Every line of the material is to be quoted verbatim, minus the pictures.

*DATA SEGMENT*
***

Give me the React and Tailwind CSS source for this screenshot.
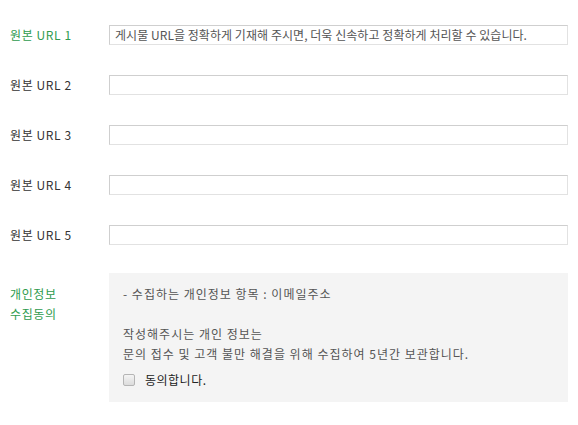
import React from "react";

const font = { fontFamily: '"Noto Sans CJK KR", "Noto Sans", sans-serif' };

function UrlRow({ n, green, placeholder }) {
  return (
    <div className="flex items-center h-[20px] mb-[30px]">
      <div className={`w-[99px] shrink-0 text-[12px] leading-[20px] tracking-[0.6px] ${green ? "text-[#2e9b4e]" : "text-[#333]"}`}>
        원본 URL {n}
      </div>
      <div className="flex-1 h-[20px] mr-[10px] border border-[#e2e2e2] border-t-[#cfcfcf] border-l-[#cfcfcf] bg-white flex items-center px-[5px]">
        {placeholder && (
          <span className="text-[12px] text-[#555] tracking-[0.05px] whitespace-nowrap leading-[18px]">{placeholder}</span>
        )}
      </div>
    </div>
  );
}

export default function App() {
  return (
    <div className="w-[578px] h-[425px] bg-white pl-[10px] pt-[25px]" style={font}>
      <UrlRow n={1} green placeholder="게시물 URL을 정확하게 기재해 주시면, 더욱 신속하고 정확하게 처리할 수 있습니다." />
      <UrlRow n={2} />
      <UrlRow n={3} />
      <UrlRow n={4} />
      <UrlRow n={5} />
      <div className="flex -mt-[2px]">
        <div className="w-[99px] shrink-0 pt-[11px] text-[12px] leading-[20px] tracking-[0.6px] text-[#2e9b4e]">
          <div>개인정보</div>
          <div>수집동의</div>
        </div>
        <div className="flex-1 mr-[10px] bg-[#f4f4f4] pl-[14px] pt-[11px] pb-[12px] text-[12px] leading-[20px] tracking-[1px] text-[#555] whitespace-nowrap">
          <div>- 수집하는 개인정보 항목 : 이메일주소</div>
          <div className="h-[20px]"></div>
          <div>작성해주시는 개인 정보는</div>
          <div>문의 접수 및 고객 불만 해결을 위해 수집하여 5년간 보관합니다.</div>
          <div className="flex items-center h-[20px] mt-[6px]">
            <span className="w-[12px] h-[12px] border border-[#b5b5b5] rounded-[2px] bg-gradient-to-b from-[#f4f4f4] to-[#dcdcdc] mr-[10px]"></span>
            <span className="text-[#222] tracking-[0.5px]">동의합니다.</span>
          </div>
        </div>
      </div>
    </div>
  );
}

***

*EXERCISE RESPONSE*
Give me the React and Tailwind CSS source for this screenshot.
import React from "react";

const font = { fontFamily: '"Noto Sans CJK KR", "Noto Sans", sans-serif' };

function UrlRow({ n, green, placeholder }) {
  return (
    <div className="flex items-center h-[20px] mb-[30px]">
      <div className={`w-[99px] shrink-0 text-[12px] leading-[20px] tracking-[0.6px] ${green ? "text-[#2e9b4e]" : "text-[#333]"}`}>
        원본 URL {n}
      </div>
      <div className="flex-1 h-[20px] mr-[10px] border border-[#e2e2e2] border-t-[#cfcfcf] border-l-[#cfcfcf] bg-white flex items-center px-[5px]">
        {placeholder && (
          <span className="text-[12px] text-[#555] tracking-[0.05px] whitespace-nowrap leading-[18px]">{placeholder}</span>
        )}
      </div>
    </div>
  );
}

export default function App() {
  return (
    <div className="w-[578px] h-[425px] bg-white pl-[10px] pt-[25px]" style={font}>
      <UrlRow n={1} green placeholder="게시물 URL을 정확하게 기재해 주시면, 더욱 신속하고 정확하게 처리할 수 있습니다." />
      <UrlRow n={2} />
      <UrlRow n={3} />
      <UrlRow n={4} />
      <UrlRow n={5} />
      <div className="flex -mt-[2px]">
        <div className="w-[99px] shrink-0 pt-[11px] text-[12px] leading-[20px] tracking-[0.6px] text-[#2e9b4e]">
          <div>개인정보</div>
          <div>수집동의</div>
        </div>
        <div className="flex-1 mr-[10px] bg-[#f4f4f4] pl-[14px] pt-[11px] pb-[12px] text-[12px] leading-[20px] tracking-[1px] text-[#555] whitespace-nowrap">
          <div>- 수집하는 개인정보 항목 : 이메일주소</div>
          <div className="h-[20px]"></div>
          <div>작성해주시는 개인 정보는</div>
          <div>문의 접수 및 고객 불만 해결을 위해 수집하여 5년간 보관합니다.</div>
          <div className="flex items-center h-[20px] mt-[6px]">
            <span className="w-[12px] h-[12px] border border-[#b5b5b5] rounded-[2px] bg-gradient-to-b from-[#f4f4f4] to-[#dcdcdc] mr-[10px]"></span>
            <span className="text-[#222] tracking-[0.5px]">동의합니다.</span>
          </div>
        </div>
      </div>
    </div>
  );
}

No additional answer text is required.